**PROVIDED MATERIAL**
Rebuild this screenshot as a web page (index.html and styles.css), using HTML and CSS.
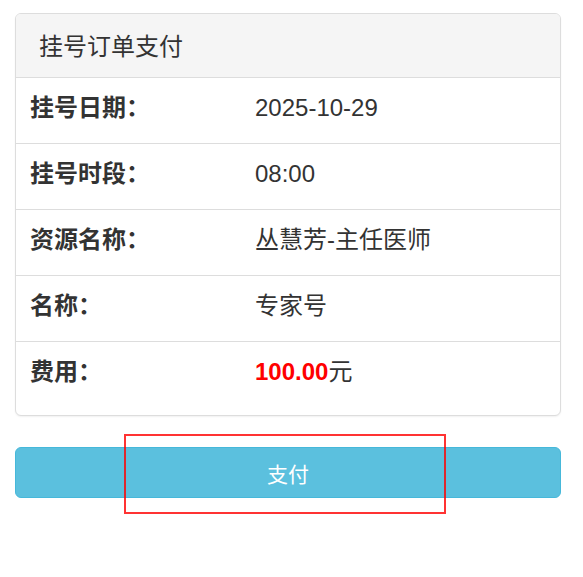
FILE: index.html
```html
<!DOCTYPE html>
<html lang="zh-CN">
<head>
<meta charset="utf-8">
<title>挂号订单支付</title>
<link rel="stylesheet" href="styles.css">
</head>
<body>
<div class="page">
  <div class="panel">
    <div class="panel-heading">挂号订单支付</div>
    <div class="row">
      <div class="label">挂号日期：</div>
      <div class="value">2025-10-29</div>
    </div>
    <div class="row">
      <div class="label">挂号时段：</div>
      <div class="value">08:00</div>
    </div>
    <div class="row">
      <div class="label">资源名称：</div>
      <div class="value">丛慧芳-主任医师</div>
    </div>
    <div class="row">
      <div class="label">名称：</div>
      <div class="value">专家号</div>
    </div>
    <div class="row row-last">
      <div class="label">费用：</div>
      <div class="value"><span class="price">100.00</span>元</div>
    </div>
  </div>
  <button class="btn-pay" type="button">支付</button>
  <div class="highlight"></div>
</div>
</body>
</html>
```

FILE: styles.css
```css
html, body {
  margin: 0;
  padding: 0;
  background: #fff;
}
body {
  font-family: "Liberation Sans", "Noto Sans CJK SC", sans-serif;
  color: #333;
  font-size: 24px;
  line-height: 34px;
}
.page {
  position: relative;
  box-sizing: border-box;
  min-height: 577px;
  padding: 13px 22px 0 15px;
}
.panel {
  border: 1px solid #ddd;
  border-radius: 6px;
  box-shadow: 0 1px 2px rgba(0, 0, 0, 0.06);
  overflow: hidden;
  background: #fff;
}
.panel-heading {
  background: #f5f5f5;
  border-bottom: 1px solid #ddd;
  padding: 16px 23px 13px;
  color: #333;
}
.row {
  display: flex;
  padding: 13px 14px 18px;
  border-top: 1px solid #ddd;
}
.panel-heading + .row {
  border-top: none;
}
.row-last {
  padding-bottom: 26px;
}
.label {
  width: 225px;
  flex: none;
  font-weight: bold;
}
.value {
  flex: 1;
}
.price {
  color: #ff0000;
  font-weight: bold;
}
.btn-pay {
  display: flex;
  align-items: center;
  justify-content: center;
  width: 546px;
  height: 51px;
  margin-top: 31px;
  padding: 0;
  background: #5bc0de;
  border: 1px solid #46b8da;
  border-radius: 6px;
  color: #fff;
  font-family: "Liberation Sans", "Noto Sans CJK SC", sans-serif;
  font-size: 21px;
}
.highlight {
  position: absolute;
  left: 124px;
  top: 434px;
  width: 318px;
  height: 76px;
  border: 2px solid rgba(255, 0, 0, 0.8);
  pointer-events: none;
  z-index: 2;
}
```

**PROBLEM REQUIREMENTS**
Every line of the data should be copied as it stands, without the images.

**RESPONSE TO THIS TASK**
Rebuild this screenshot as a web page (index.html and styles.css), using HTML and CSS.
FILE: index.html
```html
<!DOCTYPE html>
<html lang="zh-CN">
<head>
<meta charset="utf-8">
<title>挂号订单支付</title>
<link rel="stylesheet" href="styles.css">
</head>
<body>
<div class="page">
  <div class="panel">
    <div class="panel-heading">挂号订单支付</div>
    <div class="row">
      <div class="label">挂号日期：</div>
      <div class="value">2025-10-29</div>
    </div>
    <div class="row">
      <div class="label">挂号时段：</div>
      <div class="value">08:00</div>
    </div>
    <div class="row">
      <div class="label">资源名称：</div>
      <div class="value">丛慧芳-主任医师</div>
    </div>
    <div class="row">
      <div class="label">名称：</div>
      <div class="value">专家号</div>
    </div>
    <div class="row row-last">
      <div class="label">费用：</div>
      <div class="value"><span class="price">100.00</span>元</div>
    </div>
  </div>
  <button class="btn-pay" type="button">支付</button>
  <div class="highlight"></div>
</div>
</body>
</html>
```

FILE: styles.css
```css
html, body {
  margin: 0;
  padding: 0;
  background: #fff;
}
body {
  font-family: "Liberation Sans", "Noto Sans CJK SC", sans-serif;
  color: #333;
  font-size: 24px;
  line-height: 34px;
}
.page {
  position: relative;
  box-sizing: border-box;
  min-height: 577px;
  padding: 13px 22px 0 15px;
}
.panel {
  border: 1px solid #ddd;
  border-radius: 6px;
  box-shadow: 0 1px 2px rgba(0, 0, 0, 0.06);
  overflow: hidden;
  background: #fff;
}
.panel-heading {
  background: #f5f5f5;
  border-bottom: 1px solid #ddd;
  padding: 16px 23px 13px;
  color: #333;
}
.row {
  display: flex;
  padding: 13px 14px 18px;
  border-top: 1px solid #ddd;
}
.panel-heading + .row {
  border-top: none;
}
.row-last {
  padding-bottom: 26px;
}
.label {
  width: 225px;
  flex: none;
  font-weight: bold;
}
.value {
  flex: 1;
}
.price {
  color: #ff0000;
  font-weight: bold;
}
.btn-pay {
  display: flex;
  align-items: center;
  justify-content: center;
  width: 546px;
  height: 51px;
  margin-top: 31px;
  padding: 0;
  background: #5bc0de;
  border: 1px solid #46b8da;
  border-radius: 6px;
  color: #fff;
  font-family: "Liberation Sans", "Noto Sans CJK SC", sans-serif;
  font-size: 21px;
}
.highlight {
  position: absolute;
  left: 124px;
  top: 434px;
  width: 318px;
  height: 76px;
  border: 2px solid rgba(255, 0, 0, 0.8);
  pointer-events: none;
  z-index: 2;
}
```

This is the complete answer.